JUSTICE. Un ancien membre des services de renseignement norvégien, également responsable de la sécurité de l'usine Lafarge de Jalabiyah (Syrie) entre septembre 2011 et octobre 2013, a été interpellé et mis en examen à Paris au début du mois de mai. Il aurait participé à l'opération de financement occulte de groupes terroristes sur place.

Une personne de plus a été mise en examen à Paris dans le cadre de l'enquête sur les versements à des groupes armés en Syrie.

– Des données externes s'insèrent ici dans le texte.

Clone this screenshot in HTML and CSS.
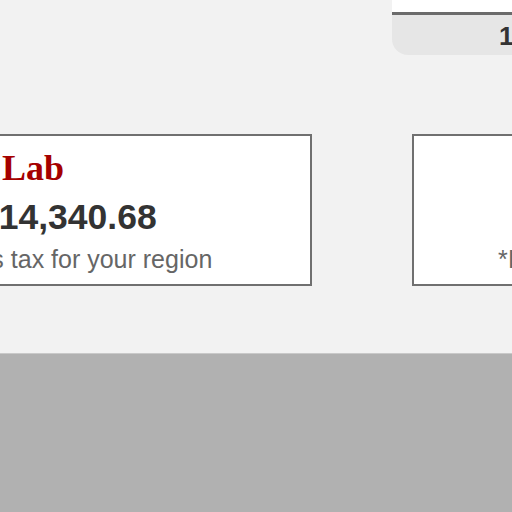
FILE: index.html
```html
<!DOCTYPE html>
<html>
<head>
<meta charset="utf-8">
<link rel="stylesheet" href="styles.css">
</head>
<body>
<div class="page">
  <div class="top">
    <div class="summary">
      <div class="summary-white"></div>
      <div class="summary-gray"><span class="count">1</span></div>
    </div>
  </div>
  <div class="cards">
    <div class="card card-left">
      <div class="title">Lab</div>
      <div class="price">$14,340.68</div>
      <div class="note">*Includes tax for your region</div>
    </div>
    <div class="card card-right">
      <div class="title"></div>
      <div class="price"></div>
      <div class="note">*Includes tax for your region</div>
    </div>
  </div>
  <div class="footer"></div>
</div>
</body>
</html>
```
FILE: styles.css
```css
html, body {
  margin: 0;
  padding: 0;
}
body {
  width: 512px;
  height: 512px;
  overflow: hidden;
  background: #f2f2f2;
  font-family: "Liberation Sans", Arial, sans-serif;
}
.page {
  width: 512px;
  height: 512px;
  display: flex;
  flex-direction: column;
  overflow: hidden;
}
.top {
  height: 55px;
  display: flex;
  flex-shrink: 0;
}
.summary {
  margin-left: 392px;
  width: 200px;
  flex-shrink: 0;
  display: flex;
  flex-direction: column;
}
.summary-white {
  height: 12px;
  background: #ffffff;
}
.summary-gray {
  height: 40px;
  background: #e6e6e6;
  border-top: 3px solid #6b6b6b;
  border-bottom-left-radius: 16px;
  display: flex;
  align-items: center;
  padding-left: 107px;
}
.count {
  font-weight: bold;
  font-size: 26px;
  color: #333333;
  line-height: 1;
  margin-top: 2px;
}
.cards {
  margin-top: 79px;
  display: flex;
  gap: 100px;
  flex-shrink: 0;
}
.card {
  flex-shrink: 0;
  width: 495px;
  height: 152px;
  box-sizing: border-box;
  background: #ffffff;
  border: 2px solid #707070;
  display: flex;
  flex-direction: column;
  align-items: flex-start;
}
.card-left {
  margin-left: -183px;
}
.title {
  font-family: "Liberation Serif", "Times New Roman", serif;
  font-weight: bold;
  font-size: 36px;
  color: #a50000;
  line-height: 44px;
  height: 44px;
  margin-top: 10px;
  margin-left: 183px;
  white-space: nowrap;
}
.price {
  font-weight: bold;
  font-size: 35.5px;
  color: #333333;
  line-height: 44px;
  height: 44px;
  margin-top: 5px;
  margin-left: 160px;
  white-space: nowrap;
}
.note {
  font-size: 25px;
  color: #666666;
  line-height: 30px;
  margin-top: 5px;
  margin-left: 82px;
  white-space: nowrap;
}
.card-right .note {
  margin-left: 84px;
}
.footer {
  margin-top: 67px;
  flex: 1;
  background: #b1b1b1;
  border-top: 1px solid #c9c9c9;
}
```
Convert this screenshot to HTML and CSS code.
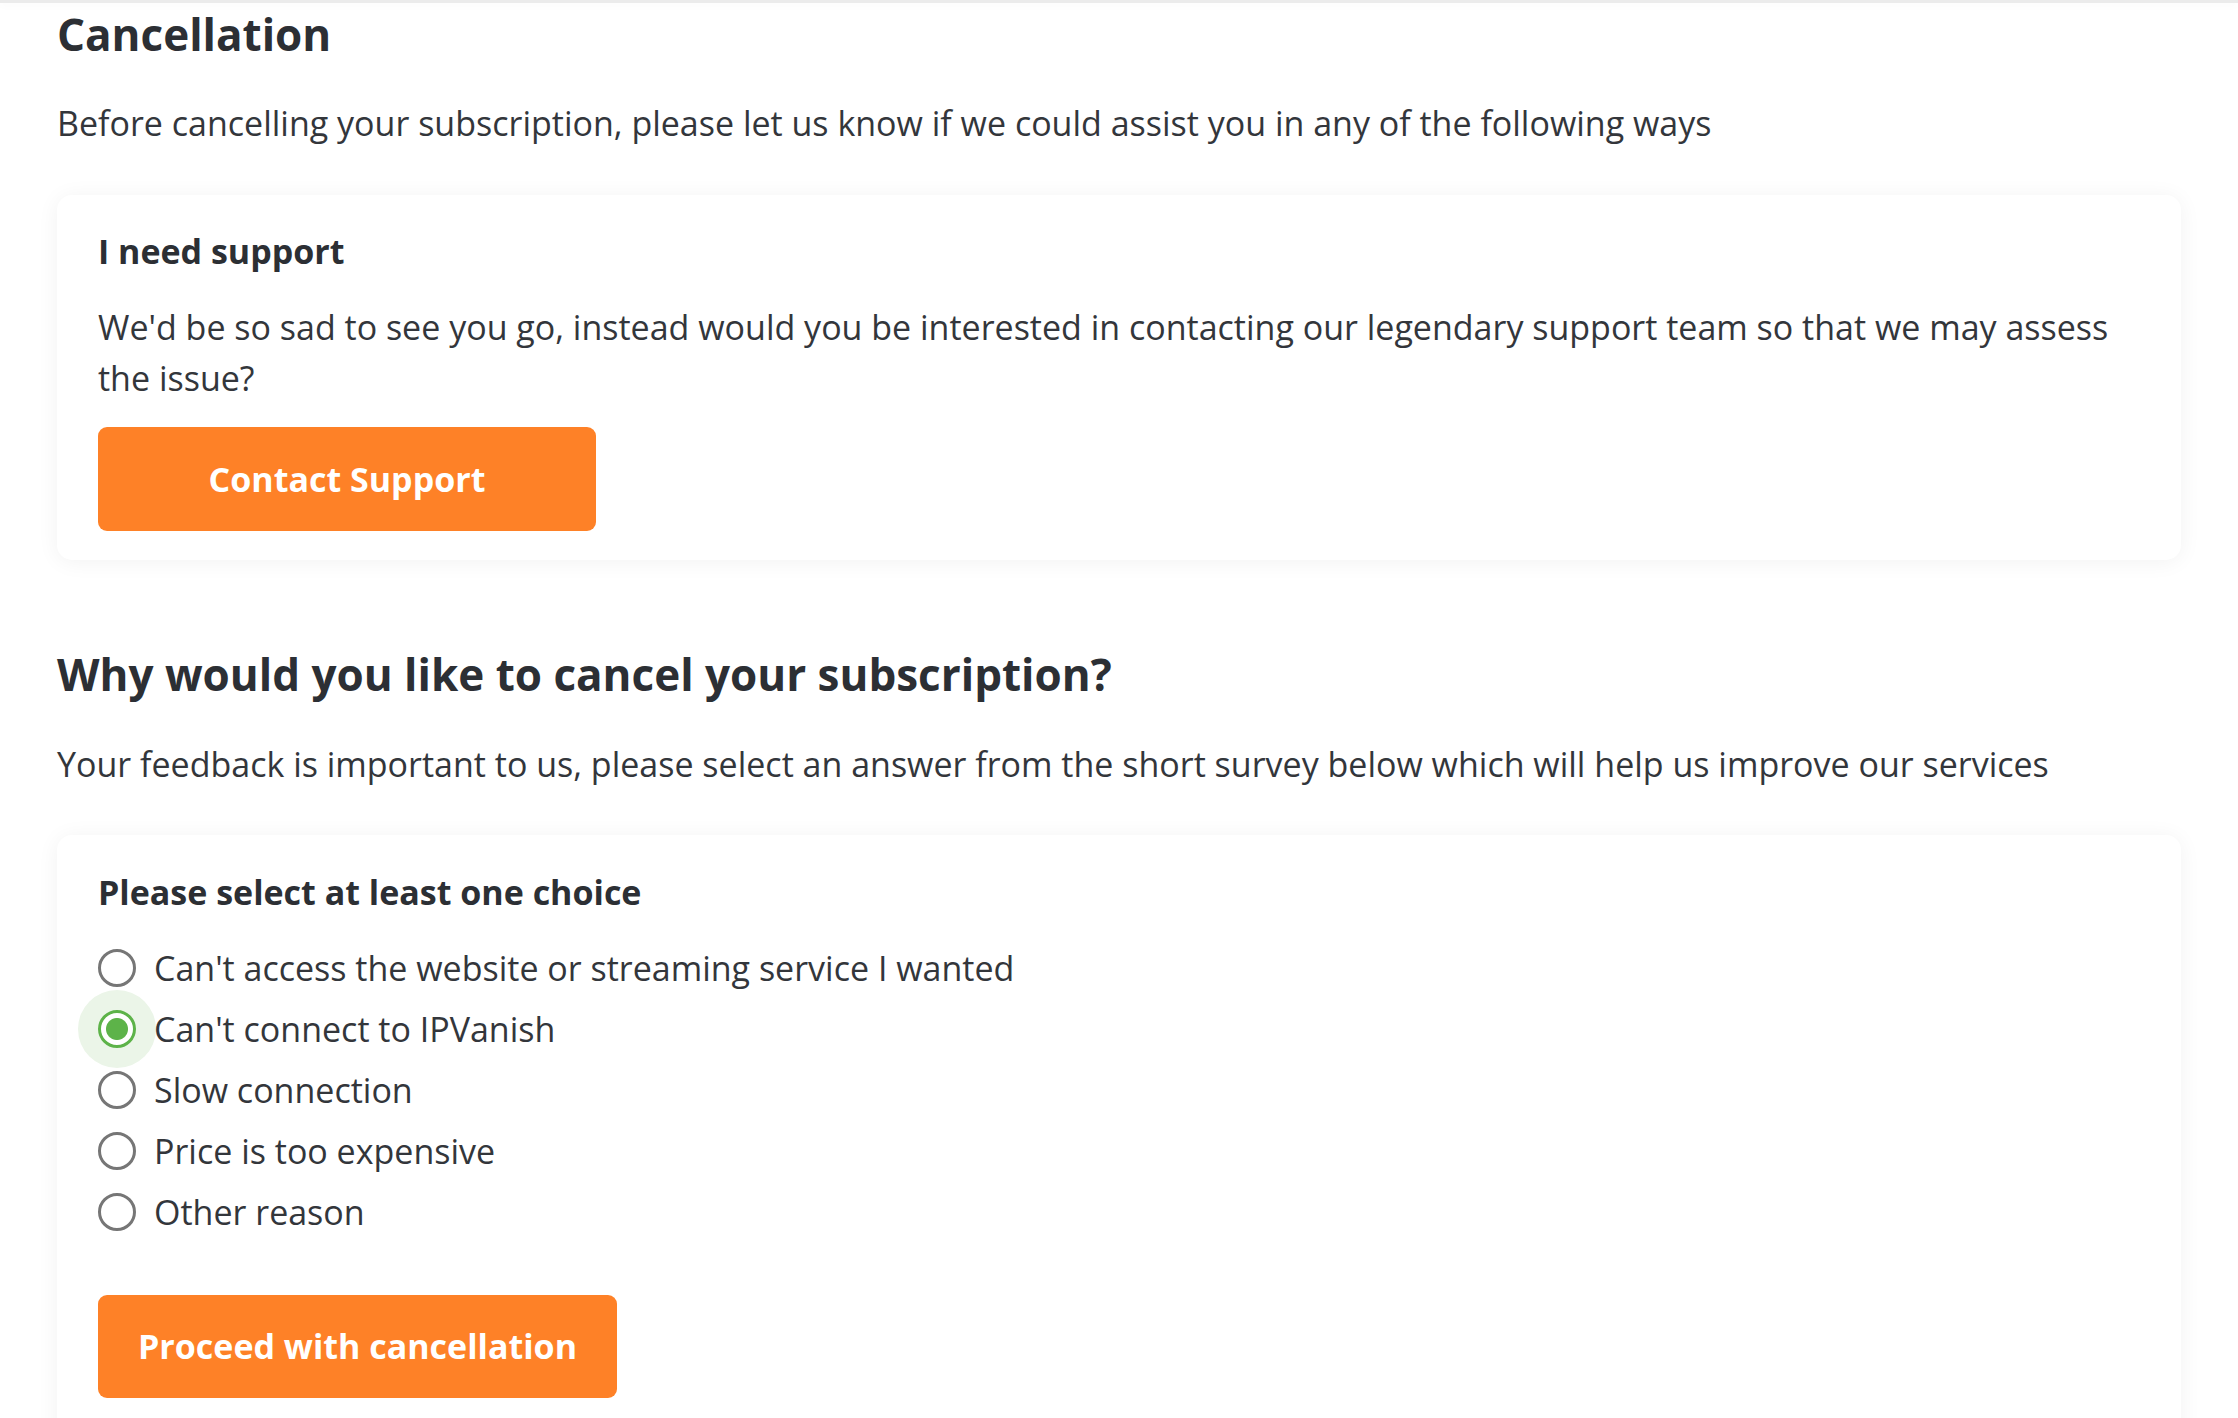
FILE: index.html
```html
<!DOCTYPE html>
<html lang="en">
<head>
<meta charset="utf-8">
<title>Cancellation</title>
<link rel="stylesheet" href="styles.css">
</head>
<body>
<div class="topbar"></div>
<main class="page">
  <h1 class="title">Cancellation</h1>
  <p class="lead">Before cancelling your subscription, please let us know if we could assist you in any of the following ways</p>

  <section class="card card-support">
    <h3 class="card-title">I need support</h3>
    <p class="card-text">We'd be so sad to see you go, instead would you be interested in contacting our legendary support team so that we may assess the issue?</p>
    <button class="btn btn-wide" type="button">Contact Support</button>
  </section>

  <h2 class="title title-2">Why would you like to cancel your subscription?</h2>
  <p class="lead">Your feedback is important to us, please select an answer from the short survey below which will help us improve our services</p>

  <section class="card card-survey">
    <h3 class="card-title">Please select at least one choice</h3>
    <div class="choices">
      <label class="choice"><input type="radio" name="reason" class="radio"><span>Can't access the website or streaming service I wanted</span></label>
      <label class="choice"><input type="radio" name="reason" class="radio" checked><span>Can't connect to IPVanish</span></label>
      <label class="choice"><input type="radio" name="reason" class="radio"><span>Slow connection</span></label>
      <label class="choice"><input type="radio" name="reason" class="radio"><span>Price is too expensive</span></label>
      <label class="choice"><input type="radio" name="reason" class="radio"><span>Other reason</span></label>
    </div>
    <button class="btn" type="button">Proceed with cancellation</button>
  </section>
</main>
</body>
</html>
```

FILE: styles.css
```css
* { box-sizing: border-box; }

html, body {
  margin: 0;
  padding: 0;
  background: #ffffff;
}

body {
  font-family: "Open Sans", "Noto Sans", "Liberation Sans", sans-serif;
  color: #303338;
  overflow: hidden;
  height: 1418px;
}

.topbar {
  height: 3px;
  background: #ebebeb;
  box-shadow: 0 2px 8px rgba(0, 0, 0, 0.04);
}

.page {
  padding: 0 57px;
}

.title {
  margin: 4.5px 0 0;
  font-size: 44px;
  line-height: 1.2;
  font-weight: 700;
  color: #2c2f34;
}

.title-2 {
  margin-top: 88px;
}

.lead {
  margin: 38px 0 0;
  font-size: 34px;
  line-height: 1.5;
  font-weight: 400;
  color: #33363b;
}

.card {
  margin-top: 46px;
  background: #ffffff;
  border-radius: 15px;
  box-shadow: 0 2px 22px rgba(0, 0, 0, 0.055);
  padding: 36px 41px 29px;
}

.card-survey {
  margin-top: 45px;
  padding-top: 37px;
  padding-bottom: 60px;
}

.card-title {
  margin: 0;
  font-size: 34px;
  line-height: 1.2;
  font-weight: 700;
  color: #2c2f34;
}

.card-text {
  margin: 30px 0 0;
  font-size: 34px;
  line-height: 1.5;
  color: #33363b;
}

.btn {
  display: flex;
  align-items: center;
  justify-content: center;
  height: 104px;
  margin-top: 23px;
  padding: 0 40px;
  border: none;
  border-radius: 9px;
  background: #fe8127;
  color: #ffffff;
  font-family: "Open Sans", "Noto Sans", "Liberation Sans", sans-serif;
  font-size: 34px;
  font-weight: 700;
  cursor: pointer;
}

.btn-wide {
  min-width: 498px;
}

.card-survey .btn {
  margin-top: 52px;
  height: 103px;
}

.choices {
  display: flex;
  flex-direction: column;
  margin-top: 25px;
}

.choice {
  display: flex;
  align-items: center;
  gap: 18px;
  height: 61px;
  font-size: 34px;
  line-height: 1.5;
  color: #33363b;
  cursor: pointer;
}

.radio {
  -webkit-appearance: none;
  appearance: none;
  flex: 0 0 auto;
  width: 38px;
  height: 38px;
  margin: 0;
  border: 3.5px solid #767676;
  border-radius: 50%;
  background: #ffffff;
}

.radio:checked {
  border-color: #5db349;
  background: radial-gradient(circle, #5db349 0 10.5px, #ffffff 11.5px);
  box-shadow: 0 0 0 20px #ebf5e8;
}
```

Il s'agit de Jacob Waerness, qui fut responsable de la sécurité de l'usine de Jalabiyah entre septembre 2011 et octobre 2013 et qui s'avère également être un ancien membre des services de renseignement norvégien. L'homme a été interpellé à l'aéroport Roissy-Charles de Gaulle au moment d'une escale entre deux vols, précise l'AFP. Il avait été convoqué plusieurs fois par les douanes judiciaires, en charge de l'enquête, mais n'avait jamais répondu à leurs demandes.

 

 

La direction était au courant, le Quai d'Orsay aussi…

 

Remis en liberté sous contrôle judiciaire, il est mis en examen pour "financement d'une entreprise terroriste", tout comme sept autres cadres dirigeants du cimentier Lafarge. Dans un livre et plusieurs interviews, il aurait reconnu que Lafarge avait négocié, via un intermédiaire syrien, la continuation de l'activité de l'usine, malgré la guerre, en versant plus de 12 M€ à l'Etat islamique et au Front al-Nosra, la branche syrienne d'Al-Qaïda. Selon les déclarations de l'ex-agent norvégien, la direction parisienne était bien au courant de ces pratiques, alertée notamment par Jean-Claude Veillard, alors directeur de la Sûreté de tout le groupe, lui aussi mis en examen.

 

 

Outre l'entreprise elle-même, le ministère des Affaires étrangères aurait également été tenu informé de cette situation anormale, comme l'a avoué l'ex-ambassadeur de France en Syrie qui s'était entretenu avec des responsables de Lafarge à l'été 2012. En octobre 2014, la France aurait même demandé aux Etats-Unis d'épargner les installations industrielles de Jalabiyah, pourtant abandonnées par les ouvriers et laissées aux mains des combattants de Daesh. Ceci afin de préserver les investissements de plus de 500 M€ réalisés en 2010 par Lafarge afin d'en faire un outil de pointe au Moyen-Orient

 

Il y a un an, le groupe Lafarge reconnaissait du bout des lèvres que sa filiale syrienne avait "remis des fonds à des tierces parties afin de trouver des arrangements avec un certain nombre de groupes armés" qui tentaient alors de contrôler "les zones autour de l'usine", située à moins de 100 km de Raqqa, la capitale proclamée de l'Etat islamique. Les versements effectués avaient alors pour but "de maintenir l'activité et d'assurer le passage sûr des employés et des approvisionnements vers et depuis l'usine". Des agissements depuis qualifiés "d'erreurs de jugement significatives" et "inacceptables". L'affaire a également mené à la démission d'Eric Olsen, patron de LafargeHolcim, au cours de l'été 2017.